The Master was budgeting two cases in the Mirror Hacking Litigation. The defendants’ costs had been agreed, the court was budgeting the costs of two of the claimants.

    1. The factual context in which the court is asked to assess the budget phase for witnesses is unsatisfactory. The budgets for Mr Leslie and Miss Houghton each provide the assumptions upon which the revised calculations are made. In each case it is said the budget is based upon each of them producing witness statements for up to 5 witnesses and considering up to 20 witness statements served by the defendant. However, Mr Browne QC’s skeleton argument invited the court to proceed on the assumption that the two claimants will produce up to 20 witnesses between them. I am told the defendant expects to produce up to 10 witness statements dealing with general issues and up to 20 short statements (not exceeding 5 pages) dealing with board knowledge.
    2. It appears to be suggested by the claimants that they will, in light of the amendment to the claims, wish to rely on witness evidence relating to the issue of board knowledge. Paragraph 14 of Mr Daulby’s witness statement dated 16 February 2018 says:
“… it will be necessary for the claimant to explain what happened and why MGN’s senior management could and should have taken numerous steps.”
  1. I accept, of course, that the claimants will need to provide evidence from which they say the appropriate inferences should be drawn about board knowledge. This is some distance, however, from the claimants providing evidence about what MGN senior management could and should have done. The latter is not primary evidence of fact.
  2. During the course of the hearing I suggested to the parties that it is unlikely the court will wish to receive evidence from up to 50 witnesses and, in any event, it would be impractical to do so during a 15 day trial. It is disappointing that the court has been provided with core information that has the appearance of being unreliable. I will place reliance on the assumptions contained in the claimants’ budgets because they are supported by a statement of truth and are credible. However, the jump from 5 witnesses each to 10 each is not explained by the amendment and is not credible. Each of the claimants will need a full and careful witness statement to cover their personal circumstances and the effect upon them they say the articles have had. It is not for the claimants, however, to try make out in their evidence the causal links between the underlying evidence and the publication of each article. I am told the claimants will also wish to produce evidence from what Mr Browne QC described as their “associates” and journalists who have agreed to assist.
  3. The claimants will need to consider the defendant’s witness statements. Here the number is less critical because the assumption is that the majority will be short. I proceed on the basis of a need to review 20 short statements and 10 statements of ordinary length. The same strictures about content (and therefore length) apply to the defendant. As I made clear at the hearing any party who includes irrelevant, argumentative or inadmissible material faces the risk of the offending passages being struck out.

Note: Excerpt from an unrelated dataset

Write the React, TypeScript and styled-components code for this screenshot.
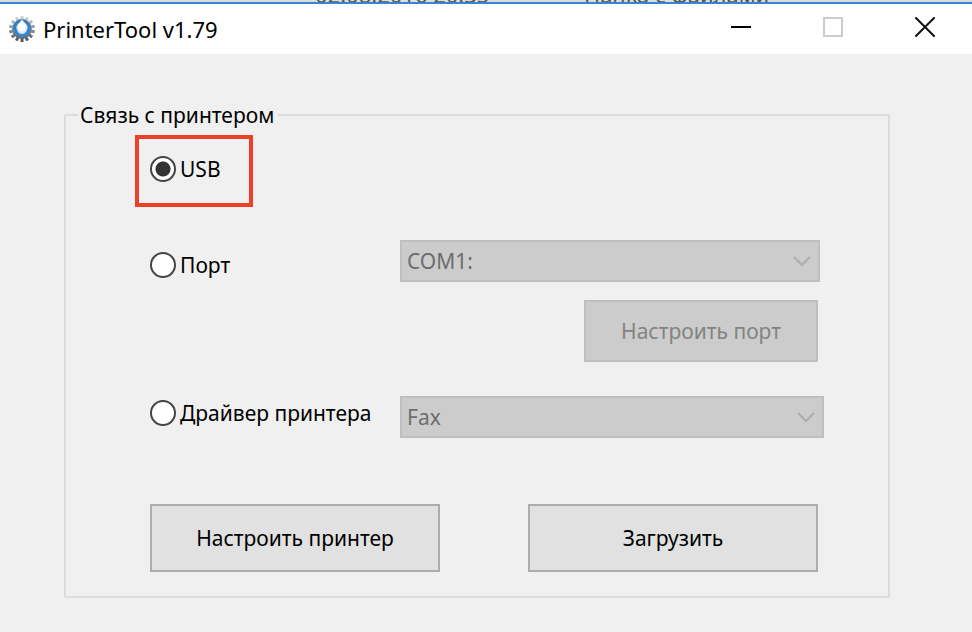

  4. Mr Leslie’s solicitors have already spent over 70 hours on witness statements by the date of the budget and estimate that a further 95 hours of partner time, 80 hours of associate time and 30 hours of time by a trainee will be spent. This estimate has to be considered alongside the assertion made by Taylor Hampton (Mr Leslie’s solicitors) in a letter to RPC dated 23 August 2017 that the preparation of the witness statements was “well advanced”. The budget makes provision for counsels’ input in drafting the statements and reviewing the defendant’s statements of £22,500 (56 hours) in the case of Mr Sherborne and £7,500 (37.5 hours) for Mr Santos.
  5. The total budget for witness statements is £125,000 which includes £26,000 incurred costs.
  6. Ms Houghton’s budget reveals only a very small amount of incurred time. The further work is estimated to require 70 hours of partner time, 65 hours of input from assistants and 40 hours by trainees/paralegals (175 hours in total). £20,000 is included for Mr Sherborne and £7,500 for Mr Santos. The grand total for the phase is £85,000.
  7. It is understandable that Mr Leslie’s budget should be greater than Ms Houghton’s because his evidence will relate to a much larger number of articles. And I accept that task of producing a witness for the claimant in each case is a substantial task. However, the statements must be, as far as possible, the witness’ recollection, such as it is, of the relevant events uninfluenced by the exigencies of the case. It is concerning to see an assumption in both cases that there is to be a conference with counsel to review the statements.
  8. As a matter of impression, the hours that are included in these budgets are grossly excessive and well above what is within a range of reasonable costs and a similar observation can be made about counsel’s fees. The amount of the time that has been budgeted suggests strongly that the statements will have only a passing connection with the direct recollection of the witnesses. They will have become an artificial construct of the lawyers.
  9. I set the figures for the estimated costs of this phase at a total of £60,000 for Mr Leslie (having regard to the costs that have been incurred) and £50,000 for Ms Houghton.